Supplied material ▸
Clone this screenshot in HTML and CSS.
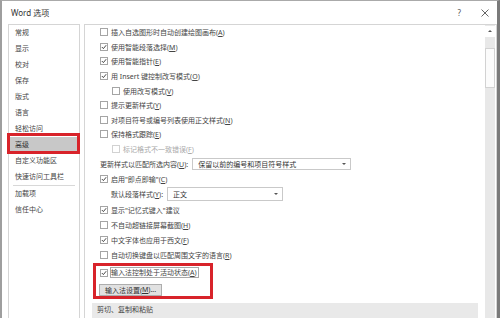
FILE: index.html
```html
<!DOCTYPE html>
<html lang="zh-CN">
<head>
<meta charset="utf-8">
<title>Word 选项</title>
<link rel="stylesheet" href="styles.css">
</head>
<body>
<div class="window">
  <div class="titlebar">
    <span class="title">Word 选项</span>
    <span class="help">?</span>
    <span class="close"><svg viewBox="0 0 8 8" width="8" height="8"><path d="M0.5 0.5 L7.5 7.5 M7.5 0.5 L0.5 7.5" stroke="#555" stroke-width="0.9" fill="none"/></svg></span>
  </div>
  <div class="main">
    <nav class="nav">
      <div class="nav-item">常规</div>
      <div class="nav-item">显示</div>
      <div class="nav-item">校对</div>
      <div class="nav-item">保存</div>
      <div class="nav-item">版式</div>
      <div class="nav-item">语言</div>
      <div class="nav-item">轻松访问</div>
      <div class="nav-item active">高级</div>
      <div class="nav-item">自定义功能区</div>
      <div class="nav-item">快速访问工具栏</div>
      <div class="nav-sep"></div>
      <div class="nav-item">加载项</div>
      <div class="nav-item">信任中心</div>
    </nav>
    <div class="content">
      <div class="scroll">
        <div class="row"><span class="cb"></span><span class="lbl">插入自选图形时自动创建绘图画布(<u>A</u>)</span></div>
        <div class="row"><span class="cb on"><svg viewBox="0 0 6 6"><path d="M0.8 3 L2.4 4.6 L5.2 1.2"/></svg></span><span class="lbl">使用智能段落选择(<u>M</u>)</span></div>
        <div class="row"><span class="cb on"><svg viewBox="0 0 6 6"><path d="M0.8 3 L2.4 4.6 L5.2 1.2"/></svg></span><span class="lbl">使用智能指针(<u>E</u>)</span></div>
        <div class="row"><span class="cb on"><svg viewBox="0 0 6 6"><path d="M0.8 3 L2.4 4.6 L5.2 1.2"/></svg></span><span class="lbl">用 Insert 键控制改写模式(<u>O</u>)</span></div>
        <div class="row ind"><span class="cb"></span><span class="lbl">使用改写模式(<u>V</u>)</span></div>
        <div class="row"><span class="cb"></span><span class="lbl">提示更新样式(<u>Y</u>)</span></div>
        <div class="row"><span class="cb"></span><span class="lbl">对项目符号或编号列表使用正文样式(<u>N</u>)</span></div>
        <div class="row"><span class="cb"></span><span class="lbl">保持格式跟踪(<u>E</u>)</span></div>
        <div class="row ind off"><span class="cb"></span><span class="lbl">标记格式不一致错误(<u>F</u>)</span></div>
        <div class="row t"><span class="lbl">更新样式以匹配所选内容(<u>U</u>):</span><span class="select s1">保留以前的编号和项目符号样式</span></div>
        <div class="row t"><span class="cb on"><svg viewBox="0 0 6 6"><path d="M0.8 3 L2.4 4.6 L5.2 1.2"/></svg></span><span class="lbl">启用"即点即输"(<u>C</u>)</span></div>
        <div class="row t sub"><span class="lbl">默认段落样式(<u>Y</u>):</span><span class="select s2">正文</span></div>
        <div class="row t"><span class="cb on"><svg viewBox="0 0 6 6"><path d="M0.8 3 L2.4 4.6 L5.2 1.2"/></svg></span><span class="lbl">显示"记忆式键入"建议</span></div>
        <div class="row t"><span class="cb"></span><span class="lbl">不自动超链接屏幕截图(<u>H</u>)</span></div>
        <div class="row t"><span class="cb on"><svg viewBox="0 0 6 6"><path d="M0.8 3 L2.4 4.6 L5.2 1.2"/></svg></span><span class="lbl">中文字体也应用于西文(<u>F</u>)</span></div>
        <div class="row t"><span class="cb"></span><span class="lbl">自动切换键盘以匹配周围文字的语言(<u>R</u>)</span></div>
        <div class="annot">
          <div class="row in"><span class="cb on"><svg viewBox="0 0 6 6"><path d="M0.8 3 L2.4 4.6 L5.2 1.2"/></svg></span><span class="lbl focus">输入法控制处于活动状态(<u>A</u>)</span></div>
          <div class="btn">输入法设置(<u>M</u>)...</div>
        </div>
        <div class="section">剪切、复制和粘贴</div>
      </div>
      <div class="scrollbar">
        <div class="sb-up"></div>
        <div class="sb-thumb"></div>
      </div>
    </div>
  </div>
</div>
</body>
</html>
```
FILE: styles.css
```css
* { box-sizing: border-box; margin: 0; padding: 0; }
body {
  width: 500px;
  height: 318px;
  overflow: hidden;
  background: #fff;
  font-family: "Noto Sans", "Noto Sans CJK SC", sans-serif;
  color: #444;
}
u { text-decoration: underline; text-underline-offset: 1px; }
.window {
  width: 500px;
  height: 318px;
  border-top: 1px solid #aaa;
  border-left: 2px solid #9e9e9e;
  border-right: 3px solid #7a7a7a;
  display: flex;
  flex-direction: column;
  overflow: hidden;
}
.titlebar {
  height: 23px;
  flex: none;
  display: flex;
  align-items: center;
  padding-left: 9px;
}
.title { flex: 1; font-size: 8px; color: #333; }
.help { font-size: 8px; color: #555; margin-right: 20px; }
.close { width: 8px; height: 8px; margin-right: 8px; display: flex; }

.main {
  flex: 1;
  min-height: 0;
  display: flex;
  gap: 4px;
  padding-left: 6px;
}
.nav {
  width: 72px;
  flex: none;
  border: 1px solid #d5d5d5;
  border-bottom: none;
}
.nav-item {
  height: 16px;
  line-height: 16px;
  padding-left: 6px;
  font-size: 7px;
  color: #444;
  white-space: nowrap;
}
.nav-item.active {
  position: relative;
  background: #c8c8c8;
  color: #333;
}
.nav-item.active::after {
  content: "";
  position: absolute;
  left: -2px;
  right: -1px;
  top: -4px;
  bottom: -1px;
  border: 3px solid #d8232a;
}
.nav-sep { height: 1px; background: #d8d8d8; margin: 0 4px 0 4px; }

.content {
  flex: 1;
  min-width: 0;
  display: flex;
  border: 1px solid #d5d5d5;
  border-bottom: none;
}
.scroll { flex: 1; min-width: 0; overflow: hidden; }
.row {
  height: 14.6px;
  display: flex;
  align-items: center;
  padding-left: 15px;
  font-size: 7px;
  color: #444;
  white-space: nowrap;
}
.row.t { height: 15.2px; }
.row.ind { padding-left: 27px; }
.row.sub { padding-left: 26px; }
.row.off { color: #aaa; }
.row.off .cb { border-color: #d2d2d2; }
.cb {
  width: 8px;
  height: 8px;
  flex: none;
  border: 1px solid #a5a5a5;
  background: #fff;
  margin-right: 3px;
  display: flex;
}
.cb svg { width: 6px; height: 6px; }
.cb svg path { fill: none; stroke: #333; stroke-width: 0.9; }
.select {
  position: relative;
  display: flex;
  align-items: center;
  margin-left: 4px;
  padding-left: 5px;
  border: 1px solid #c9c9c9;
  font-size: 7px;
  color: #333;
  background: #fff;
}
.select::after {
  content: "";
  position: absolute;
  right: 4px;
  top: 50%;
  margin-top: -1px;
  border-left: 2px solid transparent;
  border-right: 2px solid transparent;
  border-top: 2.5px solid #555;
}
.s1 { width: 159px; height: 12px; }
.s2 { width: 116px; height: 14px; }

.annot {
  width: 120px;
  margin-left: 8px;
  border: 3px solid #d8232a;
  padding-left: 4px;
}
.row.in { padding-left: 0; height: 14px; }
.row.in .cb { margin-right: 2px; }
.lbl.focus {
  border: 1px solid #a8a8a8;
  height: 11px;
  line-height: 9px;
  padding-right: 1px;
}
.btn {
  margin-top: 4px;
  margin-left: -1px;
  width: 63px;
  height: 12px;
  border: 1px solid #adadad;
  background: #e1e1e1;
  font-size: 7px;
  color: #333;
  display: flex;
  align-items: center;
  justify-content: center;
  white-space: nowrap;
}
.section {
  margin: 4px 7px 0 7px;
  height: 20px;
  background: #e9e9e9;
  padding-left: 5px;
  font-size: 7px;
  line-height: 14px;
  color: #444;
}

.scrollbar {
  width: 10px;
  flex: none;
  margin-right: 1px;
  background: #e8e8e8;
  display: flex;
  flex-direction: column;
  align-items: center;
}
.sb-up {
  width: 10px;
  height: 11px;
  margin-top: 1px;
  background: #fff;
  position: relative;
}
.sb-up::after {
  content: "";
  position: absolute;
  left: 3px;
  top: 4px;
  border-left: 2px solid transparent;
  border-right: 2px solid transparent;
  border-bottom: 2.5px solid #555;
}
.sb-thumb {
  width: 10px;
  height: 40px;
  margin-top: 11px;
  background: #fbfbfb;
  border: 1px solid #d2d2d2;
}
```
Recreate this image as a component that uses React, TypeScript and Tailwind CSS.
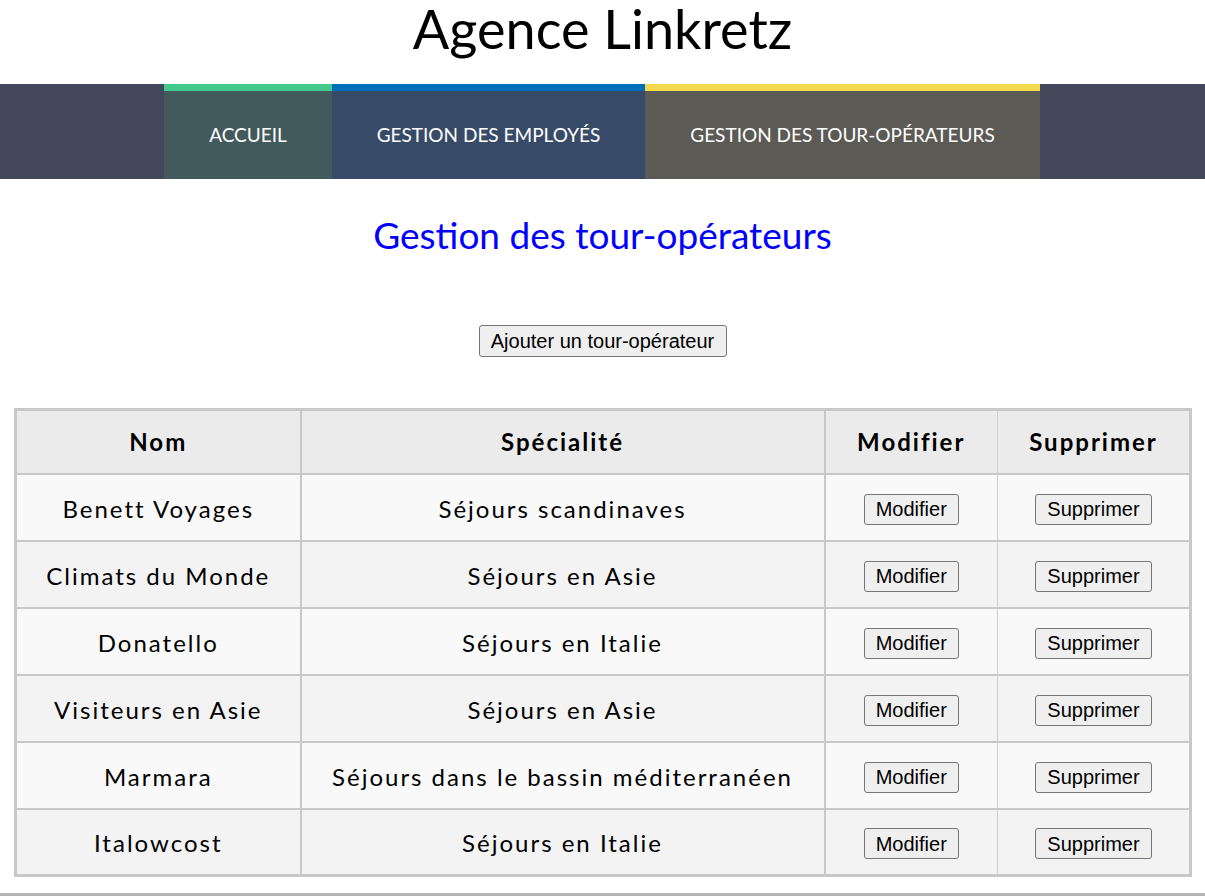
import React from "react";

const rows: [string, string][] = [
  ["Benett Voyages", "Séjours scandinaves"],
  ["Climats du Monde", "Séjours en Asie"],
  ["Donatello", "Séjours en Italie"],
  ["Visiteurs en Asie", "Séjours en Asie"],
  ["Marmara", "Séjours dans le bassin méditerranéen"],
  ["Italowcost", "Séjours en Italie"],
];

const cal = "font-['Lato','Open_Sans',sans-serif]";
const arial = "font-['Liberation_Sans',Arial,sans-serif]";

function Btn({ children, w }: { children: React.ReactNode; w: string }) {
  return (
    <button
      className={`${arial} ${w} h-[31px] text-[20px] leading-none text-black bg-[#efefef] border border-[#767676] rounded-[3px] tracking-normal`}
    >
      {children}
    </button>
  );
}

export default function App() {
  return (
    <div className={`${cal} bg-white min-h-[896px] overflow-hidden`}>
      <div className="h-[84px] flex justify-center">
        <h1 className="text-[54px] leading-[58px] text-black font-normal">Agence Linkretz</h1>
      </div>
      <nav className="h-[95px] bg-[#42475a] flex justify-start pl-[164px]">
        <div className="w-[168px] bg-[#435a5d] border-t-[7px] border-[#45c98a] flex items-center justify-center text-white text-[19px]">
          ACCUEIL
        </div>
        <div className="w-[313px] bg-[#374b69] border-t-[7px] border-[#0070ba] flex items-center justify-center text-white text-[19px]">
          GESTION DES EMPLOYÉS
        </div>
        <div className="w-[395px] bg-[#5c5a55] border-t-[7px] border-[#f2d94e] flex items-center justify-center text-white text-[19px]">
          GESTION DES TOUR-OPÉRATEURS
        </div>
      </nav>
      <h2 className="text-center text-[#0000ff] text-[37px] leading-[44px] mt-[34px]">
        Gestion des tour-opérateurs
      </h2>
      <div className="flex justify-center mt-[68px]">
        <button
          className={`${arial} w-[248px] h-[32px] text-[20px] leading-none text-black bg-[#efefef] border border-[#767676] rounded-[3px]`}
        >
          Ajouter un tour-opérateur
        </button>
      </div>
      <table className="mt-[51px] ml-[14px] w-[1175px] table-fixed border-collapse border-[3px] border-[#c8c8c8] text-[24px] tracking-[2px] text-black">
        <colgroup>
          <col className="w-[285px]" />
          <col className="w-[524px]" />
          <col className="w-[173px]" />
          <col className="w-[193px]" />
        </colgroup>
        <thead>
          <tr className="bg-[#ebebeb] h-[64px]">
            <th className="border-2 border-[#c8c8c8] font-bold">Nom</th>
            <th className="border-2 border-[#c8c8c8] font-bold">Spécialité</th>
            <th className="border-2 border-[#c8c8c8] border-r border-r-[#cfcfcf] font-bold">Modifier</th>
            <th className="border-2 border-[#c8c8c8] border-l border-l-[#cfcfcf] font-bold">Supprimer</th>
          </tr>
        </thead>
        <tbody>
          {rows.map(([n, s], i) => (
            <tr key={n} className={`h-[67px] ${i % 2 === 0 ? "bg-[#f9f9f9]" : "bg-[#f3f3f3]"}`}>
              <td className="border-2 border-[#c8c8c8] text-center pt-[3px]">{n}</td>
              <td className="border-2 border-[#c8c8c8] text-center pt-[3px]">{s}</td>
              <td className="border-2 border-[#c8c8c8] border-r border-r-[#cfcfcf] text-center">
                <Btn w="w-[95px]">Modifier</Btn>
              </td>
              <td className="border-2 border-[#c8c8c8] border-l border-l-[#cfcfcf] text-center">
                <Btn w="w-[117px]">Supprimer</Btn>
              </td>
            </tr>
          ))}
        </tbody>
      </table>
      <div className="mt-[16px] h-[20px] bg-[#b4b4b4]" />
    </div>
  );
}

What to do ▸ Count the lines in the entries that hold the word "this", and give nothing but the total.

Complete answer ▸ 2